→ **Directions for this task**: Where a line of the material contains the string "index", copy that line.

→ **Data provided**:
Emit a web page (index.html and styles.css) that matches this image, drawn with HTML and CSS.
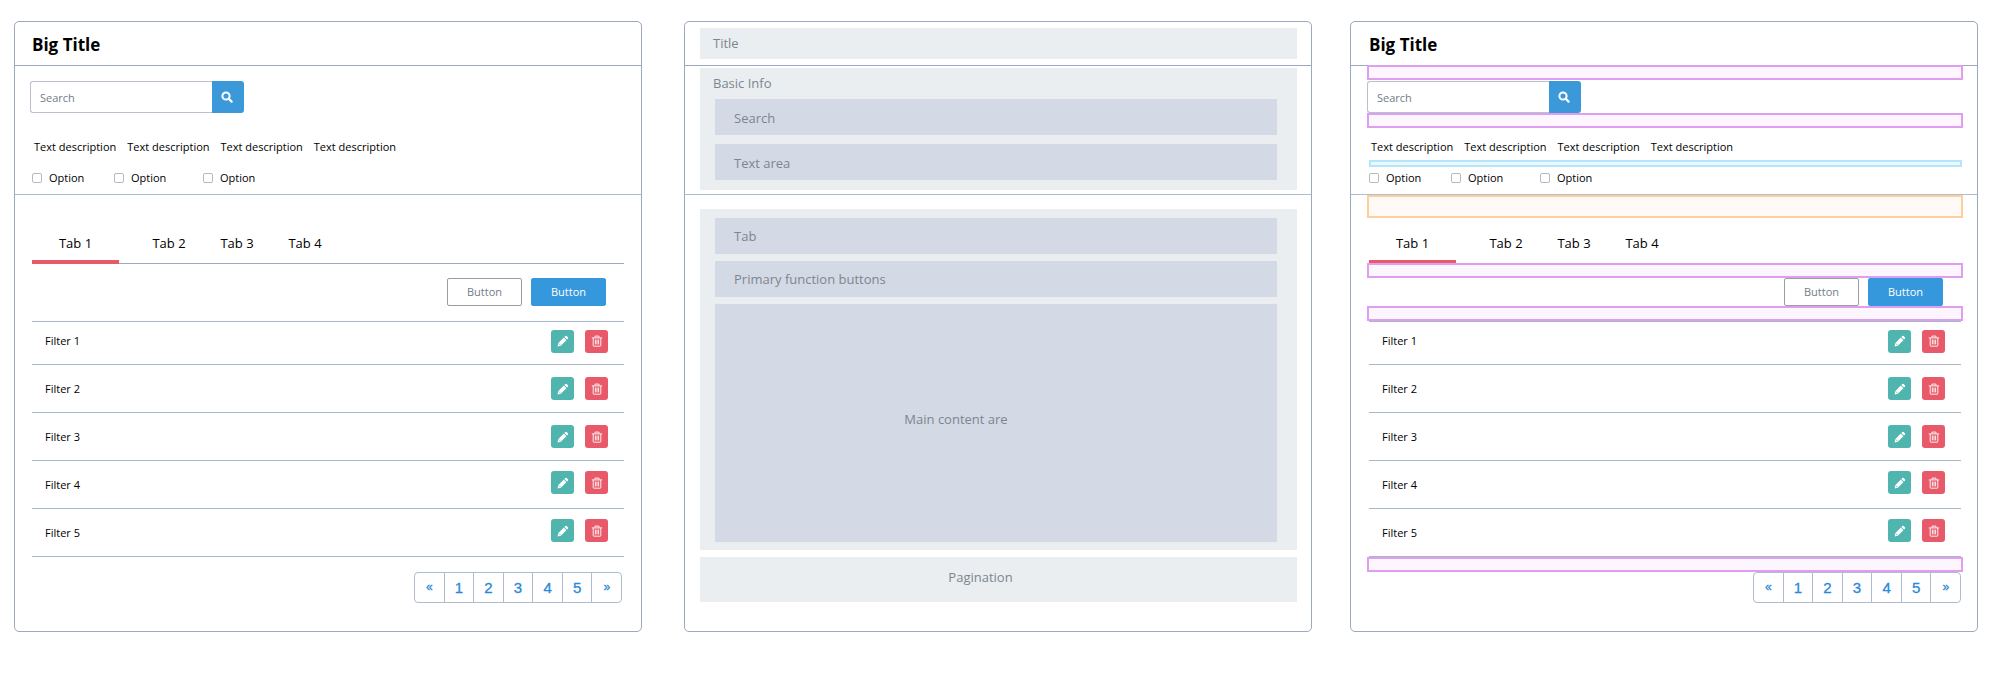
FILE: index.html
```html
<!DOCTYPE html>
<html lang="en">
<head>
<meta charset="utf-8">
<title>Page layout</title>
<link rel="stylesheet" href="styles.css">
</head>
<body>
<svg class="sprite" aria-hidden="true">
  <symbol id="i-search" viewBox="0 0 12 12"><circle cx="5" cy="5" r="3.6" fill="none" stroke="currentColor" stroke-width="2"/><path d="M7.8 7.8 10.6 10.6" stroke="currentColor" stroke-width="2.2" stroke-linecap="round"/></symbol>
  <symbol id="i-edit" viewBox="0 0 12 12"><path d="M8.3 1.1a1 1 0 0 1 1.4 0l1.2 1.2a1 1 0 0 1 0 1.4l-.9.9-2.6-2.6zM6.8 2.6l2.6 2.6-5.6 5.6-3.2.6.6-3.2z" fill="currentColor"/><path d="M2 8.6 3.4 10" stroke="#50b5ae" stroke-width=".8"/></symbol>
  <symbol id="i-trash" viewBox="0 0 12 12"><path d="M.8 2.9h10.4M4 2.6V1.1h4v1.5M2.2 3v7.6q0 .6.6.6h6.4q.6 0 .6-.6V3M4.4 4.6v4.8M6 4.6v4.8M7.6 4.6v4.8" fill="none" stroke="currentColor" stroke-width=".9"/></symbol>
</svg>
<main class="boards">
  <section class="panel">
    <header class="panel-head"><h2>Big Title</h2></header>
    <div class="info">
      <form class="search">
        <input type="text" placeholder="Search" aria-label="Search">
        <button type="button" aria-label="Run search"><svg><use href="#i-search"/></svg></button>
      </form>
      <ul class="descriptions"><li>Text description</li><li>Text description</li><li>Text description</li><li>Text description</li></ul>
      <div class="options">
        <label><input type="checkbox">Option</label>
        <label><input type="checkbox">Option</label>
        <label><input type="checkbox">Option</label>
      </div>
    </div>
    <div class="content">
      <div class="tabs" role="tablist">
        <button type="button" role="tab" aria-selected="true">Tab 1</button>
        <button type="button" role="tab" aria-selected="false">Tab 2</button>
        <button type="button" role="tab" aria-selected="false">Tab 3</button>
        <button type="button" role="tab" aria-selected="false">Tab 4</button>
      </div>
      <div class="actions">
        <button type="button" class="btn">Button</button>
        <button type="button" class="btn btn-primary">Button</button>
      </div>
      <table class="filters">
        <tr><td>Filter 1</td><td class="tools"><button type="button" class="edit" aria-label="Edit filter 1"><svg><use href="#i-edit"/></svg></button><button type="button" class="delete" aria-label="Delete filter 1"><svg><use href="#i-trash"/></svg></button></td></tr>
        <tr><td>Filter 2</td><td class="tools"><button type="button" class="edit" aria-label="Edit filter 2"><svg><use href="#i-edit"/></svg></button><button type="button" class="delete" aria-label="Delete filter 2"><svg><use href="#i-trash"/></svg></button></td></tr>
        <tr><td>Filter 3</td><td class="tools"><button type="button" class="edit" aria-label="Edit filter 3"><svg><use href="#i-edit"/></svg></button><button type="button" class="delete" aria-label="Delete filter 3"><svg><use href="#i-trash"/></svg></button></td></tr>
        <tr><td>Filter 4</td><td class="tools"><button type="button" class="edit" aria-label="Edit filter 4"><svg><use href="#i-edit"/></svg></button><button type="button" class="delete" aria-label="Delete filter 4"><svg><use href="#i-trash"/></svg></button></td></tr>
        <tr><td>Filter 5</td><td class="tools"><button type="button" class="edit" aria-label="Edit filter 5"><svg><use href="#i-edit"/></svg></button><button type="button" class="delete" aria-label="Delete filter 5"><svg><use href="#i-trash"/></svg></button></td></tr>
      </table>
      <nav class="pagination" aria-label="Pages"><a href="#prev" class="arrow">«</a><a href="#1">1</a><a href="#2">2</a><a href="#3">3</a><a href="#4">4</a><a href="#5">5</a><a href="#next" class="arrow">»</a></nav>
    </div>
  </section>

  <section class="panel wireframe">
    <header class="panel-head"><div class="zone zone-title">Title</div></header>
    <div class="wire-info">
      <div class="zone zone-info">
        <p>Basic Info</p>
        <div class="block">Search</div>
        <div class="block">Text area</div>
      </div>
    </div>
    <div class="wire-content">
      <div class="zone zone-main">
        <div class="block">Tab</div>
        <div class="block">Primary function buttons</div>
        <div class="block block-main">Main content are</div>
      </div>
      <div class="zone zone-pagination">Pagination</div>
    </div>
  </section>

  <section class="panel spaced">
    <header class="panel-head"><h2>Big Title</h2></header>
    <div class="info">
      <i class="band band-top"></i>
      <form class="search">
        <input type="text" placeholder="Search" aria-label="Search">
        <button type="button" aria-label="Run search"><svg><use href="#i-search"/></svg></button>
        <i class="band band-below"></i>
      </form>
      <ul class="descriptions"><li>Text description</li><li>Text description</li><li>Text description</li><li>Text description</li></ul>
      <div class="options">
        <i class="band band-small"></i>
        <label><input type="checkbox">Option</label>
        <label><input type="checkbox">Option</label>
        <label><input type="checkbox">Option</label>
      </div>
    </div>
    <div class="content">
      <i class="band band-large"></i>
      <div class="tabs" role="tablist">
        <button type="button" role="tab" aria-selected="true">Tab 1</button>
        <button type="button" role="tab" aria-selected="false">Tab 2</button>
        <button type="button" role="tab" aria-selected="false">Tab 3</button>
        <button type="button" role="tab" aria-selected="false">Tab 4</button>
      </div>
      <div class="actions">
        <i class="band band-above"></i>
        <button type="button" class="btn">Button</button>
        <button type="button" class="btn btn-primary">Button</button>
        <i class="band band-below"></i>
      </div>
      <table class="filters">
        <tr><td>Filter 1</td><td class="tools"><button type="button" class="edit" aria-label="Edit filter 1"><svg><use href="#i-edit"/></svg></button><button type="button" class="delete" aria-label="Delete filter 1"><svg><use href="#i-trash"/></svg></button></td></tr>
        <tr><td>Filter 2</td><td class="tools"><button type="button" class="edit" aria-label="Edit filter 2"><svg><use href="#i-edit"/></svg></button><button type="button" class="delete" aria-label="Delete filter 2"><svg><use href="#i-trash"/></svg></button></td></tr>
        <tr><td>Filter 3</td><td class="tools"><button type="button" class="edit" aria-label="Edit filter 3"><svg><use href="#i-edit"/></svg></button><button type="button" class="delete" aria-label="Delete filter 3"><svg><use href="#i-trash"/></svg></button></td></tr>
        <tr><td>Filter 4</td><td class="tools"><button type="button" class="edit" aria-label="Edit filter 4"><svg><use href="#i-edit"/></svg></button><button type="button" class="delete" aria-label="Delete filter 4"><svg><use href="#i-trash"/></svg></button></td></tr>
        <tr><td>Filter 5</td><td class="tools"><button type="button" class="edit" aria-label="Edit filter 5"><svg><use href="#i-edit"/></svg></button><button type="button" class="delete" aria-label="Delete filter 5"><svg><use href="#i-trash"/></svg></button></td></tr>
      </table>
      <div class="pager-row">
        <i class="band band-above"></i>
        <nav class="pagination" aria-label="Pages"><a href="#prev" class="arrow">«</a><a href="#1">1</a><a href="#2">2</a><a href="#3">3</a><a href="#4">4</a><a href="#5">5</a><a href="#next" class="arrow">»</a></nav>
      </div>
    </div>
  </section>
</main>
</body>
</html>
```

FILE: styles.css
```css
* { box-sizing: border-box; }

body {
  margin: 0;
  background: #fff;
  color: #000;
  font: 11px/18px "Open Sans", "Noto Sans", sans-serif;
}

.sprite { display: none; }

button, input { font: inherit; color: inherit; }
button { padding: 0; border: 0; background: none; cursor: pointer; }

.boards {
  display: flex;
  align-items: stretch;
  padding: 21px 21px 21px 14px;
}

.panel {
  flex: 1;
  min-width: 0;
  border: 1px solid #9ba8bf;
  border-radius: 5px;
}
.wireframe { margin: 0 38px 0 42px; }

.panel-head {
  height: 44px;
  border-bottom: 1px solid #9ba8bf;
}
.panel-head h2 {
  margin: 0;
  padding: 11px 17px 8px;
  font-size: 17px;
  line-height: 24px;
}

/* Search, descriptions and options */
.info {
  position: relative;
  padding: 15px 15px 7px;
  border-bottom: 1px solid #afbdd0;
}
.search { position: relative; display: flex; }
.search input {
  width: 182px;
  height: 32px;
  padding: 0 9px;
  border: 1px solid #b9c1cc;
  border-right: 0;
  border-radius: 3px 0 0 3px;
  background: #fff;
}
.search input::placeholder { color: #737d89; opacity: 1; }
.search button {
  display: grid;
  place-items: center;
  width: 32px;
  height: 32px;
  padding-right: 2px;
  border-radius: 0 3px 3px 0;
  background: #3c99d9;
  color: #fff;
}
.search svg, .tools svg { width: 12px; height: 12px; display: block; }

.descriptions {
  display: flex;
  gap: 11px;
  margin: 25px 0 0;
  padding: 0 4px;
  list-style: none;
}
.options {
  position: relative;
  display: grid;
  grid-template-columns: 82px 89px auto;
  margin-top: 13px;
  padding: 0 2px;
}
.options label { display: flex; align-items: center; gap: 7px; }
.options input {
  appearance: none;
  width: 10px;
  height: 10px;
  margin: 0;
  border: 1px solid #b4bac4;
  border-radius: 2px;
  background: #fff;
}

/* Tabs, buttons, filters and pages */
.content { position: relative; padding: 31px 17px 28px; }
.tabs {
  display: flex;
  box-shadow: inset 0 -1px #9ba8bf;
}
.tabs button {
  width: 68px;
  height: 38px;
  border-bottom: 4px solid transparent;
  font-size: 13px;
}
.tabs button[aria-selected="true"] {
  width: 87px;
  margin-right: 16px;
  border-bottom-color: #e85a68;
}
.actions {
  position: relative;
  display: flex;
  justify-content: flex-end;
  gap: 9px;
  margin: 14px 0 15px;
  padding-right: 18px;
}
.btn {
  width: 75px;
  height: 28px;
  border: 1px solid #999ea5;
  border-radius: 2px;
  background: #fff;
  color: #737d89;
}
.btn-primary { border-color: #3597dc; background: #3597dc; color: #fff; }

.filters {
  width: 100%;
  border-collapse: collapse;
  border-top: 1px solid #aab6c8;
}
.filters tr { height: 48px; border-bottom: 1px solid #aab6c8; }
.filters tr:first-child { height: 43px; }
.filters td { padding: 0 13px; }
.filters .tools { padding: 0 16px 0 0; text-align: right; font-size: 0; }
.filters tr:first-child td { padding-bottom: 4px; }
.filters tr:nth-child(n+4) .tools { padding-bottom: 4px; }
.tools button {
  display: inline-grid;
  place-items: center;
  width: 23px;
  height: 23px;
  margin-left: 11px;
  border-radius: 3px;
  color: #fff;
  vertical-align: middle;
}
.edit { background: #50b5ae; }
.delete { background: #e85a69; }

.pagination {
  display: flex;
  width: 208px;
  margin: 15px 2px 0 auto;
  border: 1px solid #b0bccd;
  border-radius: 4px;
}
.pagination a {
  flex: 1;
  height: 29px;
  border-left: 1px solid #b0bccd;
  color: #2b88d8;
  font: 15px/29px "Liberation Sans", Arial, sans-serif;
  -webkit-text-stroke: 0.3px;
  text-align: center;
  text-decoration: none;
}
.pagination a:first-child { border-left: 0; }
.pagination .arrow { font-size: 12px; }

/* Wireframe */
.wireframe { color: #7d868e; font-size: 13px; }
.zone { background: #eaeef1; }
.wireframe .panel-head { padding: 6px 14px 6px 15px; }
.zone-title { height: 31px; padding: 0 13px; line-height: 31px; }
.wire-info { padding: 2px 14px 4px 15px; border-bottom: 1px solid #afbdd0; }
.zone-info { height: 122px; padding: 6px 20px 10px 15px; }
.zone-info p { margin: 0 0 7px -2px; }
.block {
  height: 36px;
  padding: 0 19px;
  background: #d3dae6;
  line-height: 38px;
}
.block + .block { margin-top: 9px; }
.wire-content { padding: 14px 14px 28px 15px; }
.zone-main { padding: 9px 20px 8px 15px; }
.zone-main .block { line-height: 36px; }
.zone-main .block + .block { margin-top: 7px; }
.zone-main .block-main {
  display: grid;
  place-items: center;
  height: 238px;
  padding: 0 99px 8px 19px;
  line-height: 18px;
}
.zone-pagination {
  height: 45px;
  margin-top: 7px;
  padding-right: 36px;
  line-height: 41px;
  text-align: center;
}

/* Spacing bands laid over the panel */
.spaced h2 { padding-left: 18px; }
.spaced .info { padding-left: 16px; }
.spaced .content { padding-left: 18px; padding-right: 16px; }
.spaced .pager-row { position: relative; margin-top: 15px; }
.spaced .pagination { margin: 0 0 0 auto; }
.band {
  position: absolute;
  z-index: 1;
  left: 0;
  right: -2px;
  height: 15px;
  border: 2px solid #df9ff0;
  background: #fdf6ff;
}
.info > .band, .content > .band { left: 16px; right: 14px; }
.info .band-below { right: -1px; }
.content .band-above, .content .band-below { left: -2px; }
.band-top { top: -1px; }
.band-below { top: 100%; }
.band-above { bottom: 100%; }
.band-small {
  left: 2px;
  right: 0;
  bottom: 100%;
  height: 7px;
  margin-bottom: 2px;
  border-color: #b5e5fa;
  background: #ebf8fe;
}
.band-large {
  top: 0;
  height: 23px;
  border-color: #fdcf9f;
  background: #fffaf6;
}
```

→ **Completed task**:
Emit a web page (index.html and styles.css) that matches this image, drawn with HTML and CSS.
FILE: index.html
  z-index: 1;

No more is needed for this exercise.